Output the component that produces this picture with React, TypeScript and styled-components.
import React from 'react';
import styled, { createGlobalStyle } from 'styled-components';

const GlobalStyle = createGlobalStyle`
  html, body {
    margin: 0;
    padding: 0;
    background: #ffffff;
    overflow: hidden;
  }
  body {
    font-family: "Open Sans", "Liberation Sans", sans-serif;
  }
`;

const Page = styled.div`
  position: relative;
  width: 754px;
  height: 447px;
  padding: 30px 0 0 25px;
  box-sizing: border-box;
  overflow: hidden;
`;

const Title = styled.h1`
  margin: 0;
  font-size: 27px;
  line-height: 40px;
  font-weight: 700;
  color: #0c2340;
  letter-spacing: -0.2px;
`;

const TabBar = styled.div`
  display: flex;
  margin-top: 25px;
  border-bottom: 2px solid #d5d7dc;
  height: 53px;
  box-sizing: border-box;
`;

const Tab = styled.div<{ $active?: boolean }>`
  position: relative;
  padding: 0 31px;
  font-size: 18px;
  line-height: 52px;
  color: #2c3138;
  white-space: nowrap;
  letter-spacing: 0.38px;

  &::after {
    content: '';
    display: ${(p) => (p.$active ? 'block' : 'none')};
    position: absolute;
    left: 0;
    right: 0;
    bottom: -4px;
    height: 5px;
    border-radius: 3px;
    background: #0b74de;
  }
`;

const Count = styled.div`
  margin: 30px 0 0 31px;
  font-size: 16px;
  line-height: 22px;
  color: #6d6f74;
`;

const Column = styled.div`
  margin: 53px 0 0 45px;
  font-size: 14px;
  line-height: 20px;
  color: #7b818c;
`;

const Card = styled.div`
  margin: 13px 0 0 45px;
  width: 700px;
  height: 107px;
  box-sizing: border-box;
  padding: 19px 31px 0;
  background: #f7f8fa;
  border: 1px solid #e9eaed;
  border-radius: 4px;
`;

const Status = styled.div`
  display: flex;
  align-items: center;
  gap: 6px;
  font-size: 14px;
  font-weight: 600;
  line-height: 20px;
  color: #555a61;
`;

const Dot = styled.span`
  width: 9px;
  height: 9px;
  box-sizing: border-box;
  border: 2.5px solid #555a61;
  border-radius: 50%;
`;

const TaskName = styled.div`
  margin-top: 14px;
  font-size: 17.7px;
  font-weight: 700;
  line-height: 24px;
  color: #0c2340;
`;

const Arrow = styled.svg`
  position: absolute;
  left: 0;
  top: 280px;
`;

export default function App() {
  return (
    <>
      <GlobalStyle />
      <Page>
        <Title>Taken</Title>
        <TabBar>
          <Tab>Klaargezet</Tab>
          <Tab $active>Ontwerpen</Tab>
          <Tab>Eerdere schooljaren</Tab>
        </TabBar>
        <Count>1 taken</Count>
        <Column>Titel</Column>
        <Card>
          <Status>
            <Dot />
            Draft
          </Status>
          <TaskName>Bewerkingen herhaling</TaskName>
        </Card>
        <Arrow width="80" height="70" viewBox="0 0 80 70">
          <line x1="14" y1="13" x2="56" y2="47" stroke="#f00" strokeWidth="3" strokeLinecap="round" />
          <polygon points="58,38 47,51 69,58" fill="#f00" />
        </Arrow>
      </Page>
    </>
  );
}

_ _ _ _ _

** Goal **
Copy out the full listing exactly.

** Finished task **
Output the component that produces this picture with React, TypeScript and styled-components.
import React from 'react';
import styled, { createGlobalStyle } from 'styled-components';

const GlobalStyle = createGlobalStyle`
  html, body {
    margin: 0;
    padding: 0;
    background: #ffffff;
    overflow: hidden;
  }
  body {
    font-family: "Open Sans", "Liberation Sans", sans-serif;
  }
`;

const Page = styled.div`
  position: relative;
  width: 754px;
  height: 447px;
  padding: 30px 0 0 25px;
  box-sizing: border-box;
  overflow: hidden;
`;

const Title = styled.h1`
  margin: 0;
  font-size: 27px;
  line-height: 40px;
  font-weight: 700;
  color: #0c2340;
  letter-spacing: -0.2px;
`;

const TabBar = styled.div`
  display: flex;
  margin-top: 25px;
  border-bottom: 2px solid #d5d7dc;
  height: 53px;
  box-sizing: border-box;
`;

const Tab = styled.div<{ $active?: boolean }>`
  position: relative;
  padding: 0 31px;
  font-size: 18px;
  line-height: 52px;
  color: #2c3138;
  white-space: nowrap;
  letter-spacing: 0.38px;

  &::after {
    content: '';
    display: ${(p) => (p.$active ? 'block' : 'none')};
    position: absolute;
    left: 0;
    right: 0;
    bottom: -4px;
    height: 5px;
    border-radius: 3px;
    background: #0b74de;
  }
`;

const Count = styled.div`
  margin: 30px 0 0 31px;
  font-size: 16px;
  line-height: 22px;
  color: #6d6f74;
`;

const Column = styled.div`
  margin: 53px 0 0 45px;
  font-size: 14px;
  line-height: 20px;
  color: #7b818c;
`;

const Card = styled.div`
  margin: 13px 0 0 45px;
  width: 700px;
  height: 107px;
  box-sizing: border-box;
  padding: 19px 31px 0;
  background: #f7f8fa;
  border: 1px solid #e9eaed;
  border-radius: 4px;
`;

const Status = styled.div`
  display: flex;
  align-items: center;
  gap: 6px;
  font-size: 14px;
  font-weight: 600;
  line-height: 20px;
  color: #555a61;
`;

const Dot = styled.span`
  width: 9px;
  height: 9px;
  box-sizing: border-box;
  border: 2.5px solid #555a61;
  border-radius: 50%;
`;

const TaskName = styled.div`
  margin-top: 14px;
  font-size: 17.7px;
  font-weight: 700;
  line-height: 24px;
  color: #0c2340;
`;

const Arrow = styled.svg`
  position: absolute;
  left: 0;
  top: 280px;
`;

export default function App() {
  return (
    <>
      <GlobalStyle />
      <Page>
        <Title>Taken</Title>
        <TabBar>
          <Tab>Klaargezet</Tab>
          <Tab $active>Ontwerpen</Tab>
          <Tab>Eerdere schooljaren</Tab>
        </TabBar>
        <Count>1 taken</Count>
        <Column>Titel</Column>
        <Card>
          <Status>
            <Dot />
            Draft
          </Status>
          <TaskName>Bewerkingen herhaling</TaskName>
        </Card>
        <Arrow width="80" height="70" viewBox="0 0 80 70">
          <line x1="14" y1="13" x2="56" y2="47" stroke="#f00" strokeWidth="3" strokeLinecap="round" />
          <polygon points="58,38 47,51 69,58" fill="#f00" />
        </Arrow>
      </Page>
    </>
  );
}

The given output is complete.